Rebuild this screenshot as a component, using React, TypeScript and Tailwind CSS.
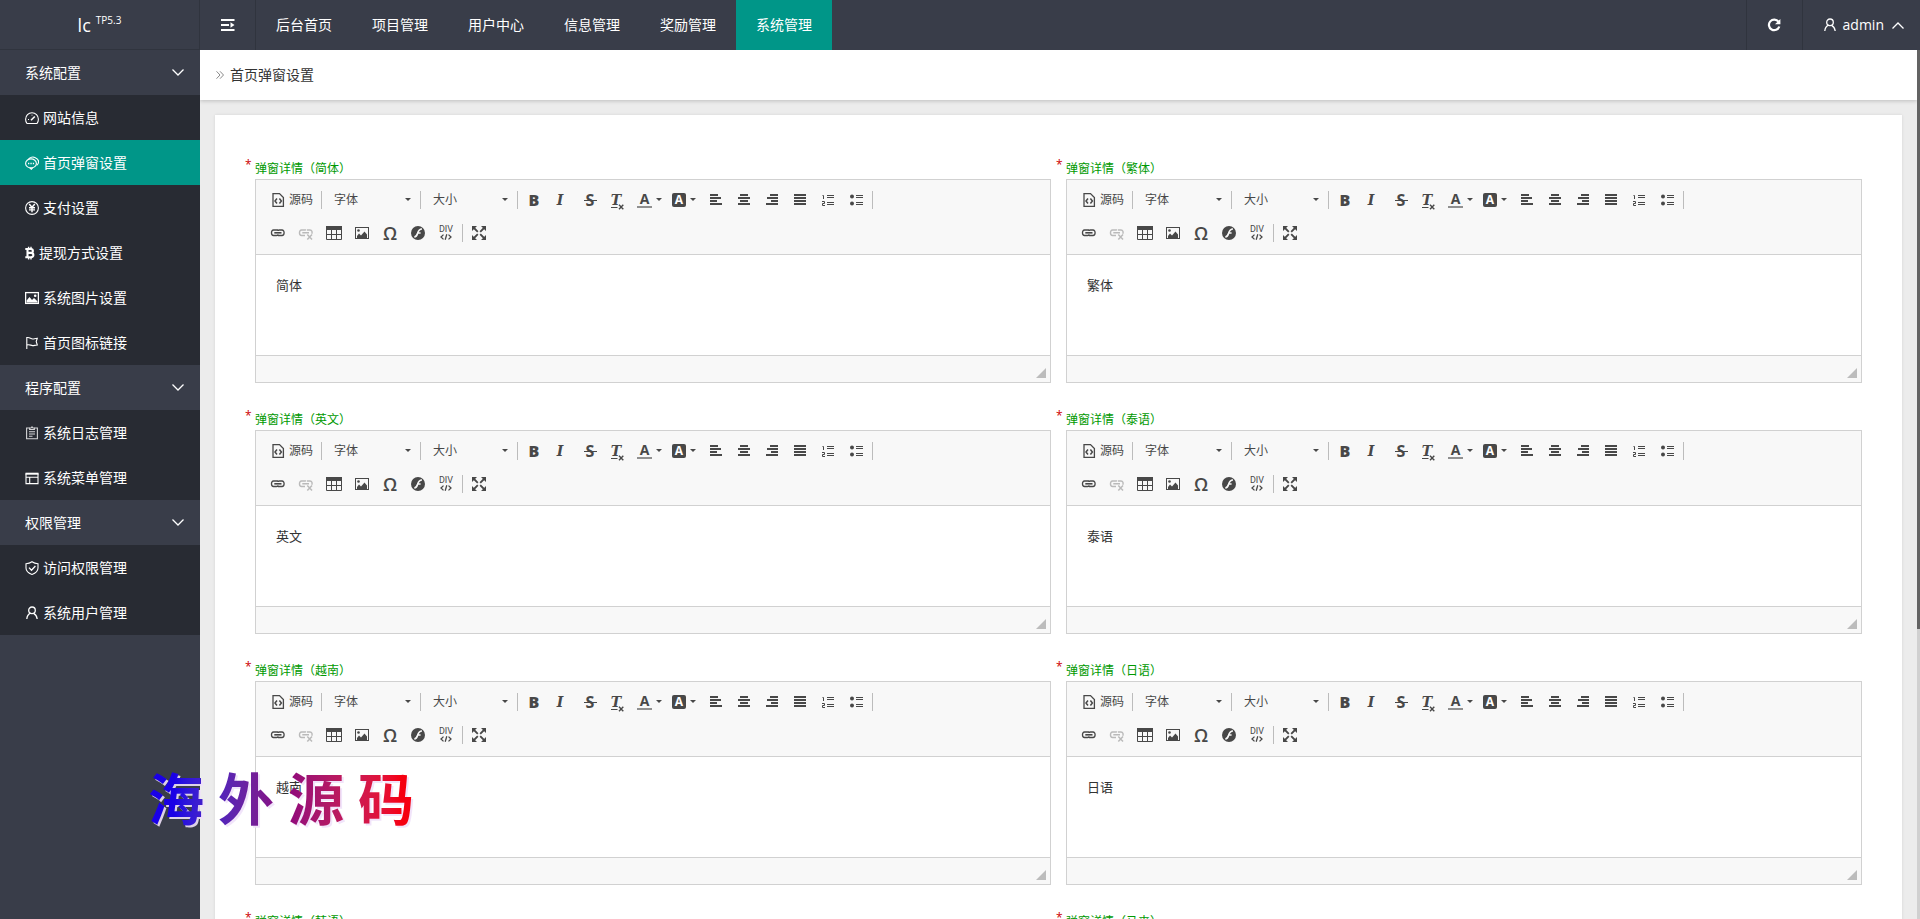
import React from "react";

type IconProps = { className?: string; viewBox?: string; children: React.ReactNode };

function Icon14({ className = "w-3.5", viewBox = "0 0 14 14", children }: IconProps) {
  return (
    <svg
      viewBox={viewBox}
      className={`h-3.5 shrink-0 ${className}`}
      fill="none"
      stroke="currentColor"
      strokeWidth="1.1"
      aria-hidden="true"
    >
      {children}
    </svg>
  );
}

function Icon16({ children }: { children: React.ReactNode }) {
  return (
    <svg viewBox="0 0 16 16" className="size-4 shrink-0" fill="none" stroke="currentColor" aria-hidden="true">
      {children}
    </svg>
  );
}

const icons = {
  gauge: (
    <Icon14>
      <path d="M2 12.5H12C13 11.300 13.400 9.700 13.400 8.200A6.400 6.400 0 0 0 .6 8.200C.6 9.700 1 11.300 2 12.500Z" />
      <path d="M6 9.300L9.800 5.500" strokeWidth="1.600" />
      <path d="M3 8.500H4M7 3.800V4.600" />
    </Icon14>
  ),
  chat: (
    <Icon14>
      <path d="M3.600 3.300C5 1.300 8 .6 10.300 1.700c2.600 1.200 3.800 3.600 2.900 5.700-.3.800-.8 1.400-1.500 1.800" />
      <ellipse cx="6" cy="7.400" rx="5.400" ry="4.500" />
      <path d="M4.500 11.700L6.300 13.300L7.800 11.700" />
      <path d="M3 7.500H4.300M5.400 7.500H6.700M7.800 7.500H9.100" strokeWidth="1.500" />
    </Icon14>
  ),
  yen: (
    <Icon14>
      <circle cx="7" cy="7" r="6.400" />
      <path d="M4.200 3L7 6.300L9.800 3M7 6.300V11.200M4 6.700H10M4 8.900H10" strokeWidth="1.400" />
    </Icon14>
  ),
  bitcoin: (
    <Icon14 className="w-2.5" viewBox="2 0 10 14">
      <path
        d="M4.500 3V11.200M2.300 3H7.800C10.600 3 10.600 6.900 7.800 6.900H4.500M7.800 6.900C11.200 6.900 11.200 11.200 8 11.200H2.300"
        strokeWidth="2.100"
      />
      <path d="M5.600 .8V3M8 .8V3M5.600 11V13.400M8 11V13.400" strokeWidth="1.400" />
    </Icon14>
  ),
  picture: (
    <Icon14>
      <rect x=".6" y="1.600" width="12.800" height="10.800" strokeWidth="1.300" />
      <path d="M1.600 11.600V9.500L4.500 6L7 9L9 7L12.400 10.200V11.600Z" fill="currentColor" stroke="none" />
      <circle cx="10.200" cy="4.700" r="1.300" fill="currentColor" stroke="none" />
    </Icon14>
  ),
  flag: (
    <Icon14>
      <path d="M1.800 1V13M1.800 1.700C4.500.8 6 3.400 8 3C9.700 2.700 10.800 2.300 12.300 2.300L11.200 5.500L12.300 9C10 9 9 9.800 7.500 9.600C5.500 9.300 4 8 1.800 9" />
    </Icon14>
  ),
  log: (
    <Icon14 className="w-3.5 opacity-80">
      <path d="M4.500 2H1.600V12.800H12.400V2H9.500" />
      <path d="M4.600 3.500V2H6L7 .8L8 2H9.400V3.500Z" />
      <path d="M4 5.800H10M4 8H10M4 10.200H7.500" />
    </Icon14>
  ),
  menu: (
    <Icon14>
      <path d="M1 2.500V12.600H13V2.500" />
      <path d="M.5 2.700H13.500" strokeWidth="2" />
      <path d="M1 6.200H13M4.700 6.200V12.600" />
    </Icon14>
  ),
  shield: (
    <Icon14>
      <path d="M7 .7C8.800 2 10.800 2.600 13 2.700V7C13 10 10.500 12.200 7 13.400C3.500 12.200 1 10 1 7V2.700C3.200 2.600 5.200 2 7 .7Z" />
      <path d="M4 6.600L6.500 9.200L10.400 5" strokeWidth="1.300" />
    </Icon14>
  ),
  user: (
    <Icon14>
      <circle cx="7" cy="4.300" r="3.300" strokeWidth="1.300" />
      <path d="M5.600 7.200C3.400 8.200 2 10.200 1.800 13M8.600 7.400C10.300 8.200 11.800 10.200 12.200 13" strokeWidth="1.300" />
    </Icon14>
  ),
};

type MenuGroup = { title: string; items: { label: string; icon: keyof typeof icons; active?: boolean }[] };

const groups: MenuGroup[] = [
  {
    title: "系统配置",
    items: [
      { label: "网站信息", icon: "gauge" },
      { label: "首页弹窗设置", icon: "chat", active: true },
      { label: "支付设置", icon: "yen" },
      { label: "提现方式设置", icon: "bitcoin" },
      { label: "系统图片设置", icon: "picture" },
      { label: "首页图标链接", icon: "flag" },
    ],
  },
  {
    title: "程序配置",
    items: [
      { label: "系统日志管理", icon: "log" },
      { label: "系统菜单管理", icon: "menu" },
    ],
  },
  {
    title: "权限管理",
    items: [
      { label: "访问权限管理", icon: "shield" },
      { label: "系统用户管理", icon: "user" },
    ],
  },
];

const navItems = ["后台首页", "项目管理", "用户中心", "信息管理", "奖励管理", "系统管理"];

const languages = ["简体", "繁体", "英文", "泰语", "越南", "日语", "韩语", "马来"];

function ToolButton({ title, children, disabled }: { title: string; children: React.ReactNode; disabled?: boolean }) {
  return (
    <button
      type="button"
      title={title}
      aria-label={title}
      disabled={disabled}
      className="flex h-6 w-7 shrink-0 items-center justify-center disabled:opacity-35"
    >
      {children}
    </button>
  );
}

function Caret() {
  return (
    <svg viewBox="0 0 6 3" className="h-[3px] w-1.5 shrink-0" fill="currentColor" aria-hidden="true">
      <path d="M0 0H6L3 3Z" />
    </svg>
  );
}

function Separator() {
  return <span className="h-[18px] w-px shrink-0 bg-[#bcbcbc]" />;
}

function Combo({ label, className }: { label: string; className: string }) {
  return (
    <div className={`relative flex h-6 shrink-0 items-center ${className}`}>
      <select aria-label={label} className="h-6 w-full appearance-none bg-transparent pl-3 text-xs outline-none">
        <option>{label}</option>
      </select>
      <span className="pointer-events-none absolute right-[9px] flex">
        <Caret />
      </span>
    </div>
  );
}

function Lines({ rows }: { rows: [number, number][] }) {
  return (
    <Icon16>
      {rows.map(([x, w], i) => (
        <rect key={i} x={x} y={2 + i * 3} width={w} height="2" fill="currentColor" stroke="none" />
      ))}
    </Icon16>
  );
}

function Toolbar() {
  return (
    <div className="overflow-hidden border-b border-[#d1d1d1] bg-[#f8f8f8] px-2 pt-[3px] pb-[5px] text-[#484848]">
      <div className="flex h-[33px] items-center">
        <button type="button" className="flex h-6 w-[57px] shrink-0 items-center gap-[3px] pl-1.5 text-xs">
          <Icon16>
            <path d="M3 1.600H9.500L13.400 5.500V14.400H3Z" strokeWidth="1.300" />
            <path d="M7 6.500L5 9L7 11.500M9.400 6.500L11.400 9L9.400 11.500" strokeWidth="1.500" />
          </Icon16>
          <span className="whitespace-nowrap">源码</span>
        </button>
        <Separator />
        <Combo label="字体" className="w-[98px]" />
        <Separator />
        <Combo label="大小" className="w-24" />
        <Separator />
        <span className="w-0.5 shrink-0" />
        <ToolButton title="加粗">
          <span className="font-['Open_Sans',sans-serif] text-base font-extrabold">B</span>
        </ToolButton>
        <ToolButton title="倾斜">
          <span className="pr-1 font-['DejaVu_Serif',serif] text-sm font-bold italic">I</span>
        </ToolButton>
        <ToolButton title="删除线">
          <span className="relative flex font-['Open_Sans',sans-serif] text-base font-bold">
            S
            <span className="absolute top-1/2 -left-0.5 h-px w-[13px] bg-[#484848]" />
          </span>
        </ToolButton>
        <ToolButton title="清除格式">
          <span className="relative flex pr-1 font-['DejaVu_Serif',serif] text-sm leading-4 font-bold italic">
            T
            <svg viewBox="0 0 13 6" className="absolute -bottom-0.5 left-0 h-1.5 w-[13px]" stroke="currentColor" fill="none" aria-hidden="true">
              <path d="M0 3.500H6.500" />
              <path d="M8 .8L12.300 5.200M12.300 .8L8 5.200" strokeWidth="1.400" />
            </svg>
          </span>
        </ToolButton>
        <button type="button" aria-label="文本颜色" className="flex h-6 w-[35px] shrink-0 items-center gap-1 pl-[5px]">
          <span className="flex h-4 w-[15px] flex-col items-center justify-between border-b-2 border-[#909090] font-['Open_Sans',sans-serif] text-sm leading-[14px] font-bold">
            A
          </span>
          <Caret />
        </button>
        <button type="button" aria-label="背景颜色" className="flex h-6 w-[35px] shrink-0 items-center gap-1 pl-[5px]">
          <span className="flex h-3.5 w-3.5 items-center justify-center rounded-xs bg-[#484848] font-['Open_Sans',sans-serif] text-xs font-bold text-white">
            A
          </span>
          <Caret />
        </button>
        <ToolButton title="左对齐">
          <Lines rows={[[2, 8], [2, 11], [2, 7], [2, 12]]} />
        </ToolButton>
        <ToolButton title="居中">
          <Lines rows={[[4, 8], [2, 12], [4, 8], [2, 12]]} />
        </ToolButton>
        <ToolButton title="右对齐">
          <Lines rows={[[6, 8], [3, 11], [7, 7], [2, 12]]} />
        </ToolButton>
        <ToolButton title="两端对齐">
          <Lines rows={[[2, 12], [2, 12], [2, 12], [2, 12]]} />
        </ToolButton>
        <ToolButton title="编号列表">
          <Icon16>
            <path d="M7 3.500H14M7 5.500H14M7 10.500H14M7 12.500H14" />
            <path d="M2.500 3.500H3.500V7M2 9.500H4.500V11.500H2.500V13.500H5" />
          </Icon16>
        </ToolButton>
        <ToolButton title="项目列表">
          <Icon16>
            <path d="M8 3.500H15M8 5.500H15M8 10.500H15M8 12.500H15" />
            <circle cx="4" cy="4.500" r="2" fill="currentColor" stroke="none" />
            <circle cx="4" cy="11.500" r="2" fill="currentColor" stroke="none" />
          </Icon16>
        </ToolButton>
        <span className="w-0.5 shrink-0" />
        <Separator />
      </div>
      <div className="flex h-[33px] items-center">
        <ToolButton title="超链接">
          <Icon16>
            <path d="M7.500 5.600V5H3.500C.8 5 .8 10.500 3.500 10.500H6.500C7.500 10.500 8 10 8 9.300M8.500 10V10.500H12C14.800 10.500 14.800 5 12 5H9.300C8.500 5 8 5.500 8 6" strokeWidth="1.300" />
            <path d="M4.300 7.800H11.500" strokeWidth="1.600" />
          </Icon16>
        </ToolButton>
        <ToolButton title="取消超链接" disabled>
          <Icon16>
            <path d="M7.500 5.600V5H3.500C.8 5 .8 10.500 3.500 10.500H7M9 5H12C14 5 14.500 7 13.800 8.700M4.300 7.800H11" strokeWidth="1.400" />
            <path d="M9.300 9.500L14 14.500M14 9.500L9.300 14.500" strokeWidth="1.500" />
          </Icon16>
        </ToolButton>
        <ToolButton title="表格">
          <Icon16>
            <path d="M.5 2.500H15.500V14.500H.5ZM5.500 4V14.500M10.500 4V14.500M.5 9.500H15.500" />
            <rect x="0" y="1" width="16" height="4" fill="currentColor" stroke="none" />
          </Icon16>
        </ToolButton>
        <ToolButton title="图像">
          <Icon16>
            <rect x="1.500" y="2.500" width="13" height="11" />
            <path d="M3 13V11L5 8.500L7 10.500L10.500 6.500L13 9.500V13Z" fill="currentColor" stroke="none" />
            <circle cx="4.500" cy="5.500" r="1.300" fill="currentColor" stroke="none" />
          </Icon16>
        </ToolButton>
        <ToolButton title="插入特殊符号">
          <span className="font-['Open_Sans',sans-serif] text-lg leading-6 font-semibold">Ω</span>
        </ToolButton>
        <ToolButton title="Flash">
          <Icon16>
            <circle cx="8" cy="8" r="7" fill="currentColor" stroke="none" />
            <path d="M12 4C8.800 3.900 8.300 6 7.500 8.500C6.900 10.600 6 11.800 4.300 12M7 8H10.600" stroke="#f8f8f8" strokeWidth="1.700" />
          </Icon16>
        </ToolButton>
        <ToolButton title="创建 DIV 容器">
          <span className="flex flex-col items-center font-['Roboto',sans-serif] text-[9px] leading-[9px]">
            DIV
            <svg viewBox="0 0 12 6" className="h-1.5 w-3" fill="none" stroke="currentColor" strokeWidth="1.300" aria-hidden="true">
              <path d="M3.500 .6L1 3L3.500 5.400M8.500 .6L11 3L8.500 5.400M6.800 .3L5.200 5.700" />
            </svg>
          </span>
        </ToolButton>
        <span className="w-0.5 shrink-0" />
        <Separator />
        <span className="w-0.5 shrink-0" />
        <ToolButton title="全屏">
          <Icon16>
            <path d="M1 1H6L1 6ZM15 1V6L10 1ZM1 15V10L6 15ZM15 15H10L15 10Z" fill="currentColor" stroke="none" />
            <path d="M3 3L6.800 6.800M13 3L9.200 6.800M3 13L6.800 9.200M13 13L9.200 9.200" strokeWidth="1.800" />
          </Icon16>
        </ToolButton>
      </div>
    </div>
  );
}

function EditorField({ language, index }: { language: string; index: number }) {
  const id = `popup-${index}`;
  return (
    <div className="relative min-w-0">
      <label htmlFor={id} className="block h-5 text-xs leading-5 text-[#090]">
        <span className="absolute -top-1 -left-2.5 text-[#c00]">*</span>
        弹窗详情（{language}）
      </label>
      <div className="border border-[#d1d1d1]">
        <Toolbar />
        <textarea
          id={id}
          defaultValue={language}
          className="block h-[100px] w-full resize-none bg-white px-5 py-5 text-[13px] leading-5 text-[#333] outline-none"
        />
        <div className="flex h-[27px] items-end justify-end border-t border-[#d1d1d1] bg-[#f8f8f8] p-1">
          <svg viewBox="0 0 10 10" className="size-2.5" fill="#bcbcbc" aria-hidden="true">
            <path d="M10 0V10H0Z" />
          </svg>
        </div>
      </div>
    </div>
  );
}

function Header() {
  return (
    <header className="flex h-[50px] shrink-0 bg-[#393d49] text-sm text-white">
      <a href="#home" className="flex w-[200px] shrink-0 items-center justify-center gap-[5px] border-r border-b border-[#30343e]">
        <span className="text-lg">lc</span>
        <sup className="text-[10px]">TP5.3</sup>
      </a>
      <button type="button" aria-label="收起菜单" className="flex w-14 shrink-0 items-center justify-center border-r border-[#30343e]">
        <svg viewBox="0 0 14 12" className="h-3 w-3.5" fill="none" stroke="currentColor" strokeWidth="2" aria-hidden="true">
          <path d="M0 1H13.500M0 6H8M0 11H13.500" />
          <path d="M9.500 3.300L13.500 6L9.500 8.700Z" fill="currentColor" stroke="none" />
        </svg>
      </button>
      <nav className="flex">
        {navItems.map((item) => (
          <a
            key={item}
            href="#nav"
            className={`flex items-center px-5 whitespace-nowrap ${item === "系统管理" ? "bg-[#009688]" : ""}`}
          >
            {item}
          </a>
        ))}
      </nav>
      <div className="ml-auto flex">
        <button type="button" aria-label="刷新" className="flex w-14 items-center justify-center border-l border-[#30343e]">
          <svg viewBox="0 0 14 14" className="size-3.5" fill="none" stroke="currentColor" strokeWidth="2.200" aria-hidden="true">
            <path d="M11.500 3.700A5.300 5.300 0 1 0 12.300 8.500" />
            <path d="M13.400 1V6.300H8Z" fill="currentColor" stroke="none" />
          </svg>
        </button>
        <button type="button" className="flex items-center gap-1.5 border-l border-[#30343e] pr-4 pl-5">
          {icons.user}
          <span>admin</span>
          <svg viewBox="0 0 12 7" className="ml-0.5 h-[7px] w-3" fill="none" stroke="currentColor" strokeWidth="1.300" aria-hidden="true">
            <path d="M.5 6.500L6 1L11.500 6.500" />
          </svg>
        </button>
      </div>
    </header>
  );
}

function Sidebar() {
  return (
    <aside className="w-[200px] shrink-0 overflow-hidden bg-[#393d49] text-sm text-white">
      {groups.map((group) => (
        <section key={group.title}>
          <button type="button" className="flex h-[45px] w-full items-center justify-between pr-4 pl-[25px]">
            {group.title}
            <svg viewBox="0 0 12 7" className="h-[7px] w-3" fill="none" stroke="currentColor" strokeWidth="1.300" aria-hidden="true">
              <path d="M.5 .5L6 6L11.500 .5" />
            </svg>
          </button>
          <ul className="bg-[#282b33]">
            {group.items.map((item) => (
              <li key={item.label}>
                <a
                  href="#menu"
                  className={`flex h-[45px] items-center gap-1 pl-[25px] ${item.active ? "bg-[#009688]" : ""}`}
                >
                  {icons[item.icon]}
                  {item.label}
                </a>
              </li>
            ))}
          </ul>
        </section>
      ))}
    </aside>
  );
}

export default function App() {
  return (
    <div className="relative flex h-screen flex-col overflow-hidden bg-[#ececec] font-['Open_Sans','Noto_Sans_CJK_SC',sans-serif]">
      <Header />
      <div className="flex min-h-0 flex-1">
        <Sidebar />
        <main className="min-w-0 flex-1 overflow-y-auto [scrollbar-width:none]">
          <div className="flex h-[50px] items-center gap-1.5 bg-white px-4 text-sm text-[#333] shadow-[0_1px_4px_rgba(0,0,0,0.2)]">
            <svg viewBox="0 0 8 8" className="size-2" fill="none" stroke="#888" aria-hidden="true">
              <path d="M.5 .3L4 4L.5 7.700M4 .3L7.500 4L4 7.700" />
            </svg>
            <h1>首页弹窗设置</h1>
          </div>
          <form className="m-[15px] grid grid-cols-2 gap-x-[15px] gap-y-[27px] bg-white px-10 pt-11 pb-20 shadow-[0_0_3px_rgba(0,0,0,0.1)]">
            {languages.map((language, index) => (
              <EditorField key={language} language={language} index={index} />
            ))}
          </form>
        </main>
        <div className="w-[3px] shrink-0 bg-[#d0d0d0]">
          <div className="h-2/3 bg-[#636363]" />
        </div>
      </div>
      <div className="pointer-events-none absolute top-[758px] left-[148px] drop-shadow-[2px_2px_0_rgba(240,225,250,0.9)]">
        <div className="flex gap-3.5 bg-linear-to-r from-[#1a00e6] from-10% via-[#8a0080] via-50% to-[#f50010] to-95% bg-clip-text text-[56px] leading-[80px] font-bold text-transparent">
          <span>海</span>
          <span>外</span>
          <span>源</span>
          <span>码</span>
        </div>
      </div>
    </div>
  );
}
────────────────────────────────────────
• Written problem
Restate exactly, please, only the lines between the start of the data and the line containing "string; viewBox?: string;", both ends included, skipping the pictures.

• Exercise result
Rebuild this screenshot as a component, using React, TypeScript and Tailwind CSS.
import React from "react";

type IconProps = { className?: string; viewBox?: string; children: React.ReactNode };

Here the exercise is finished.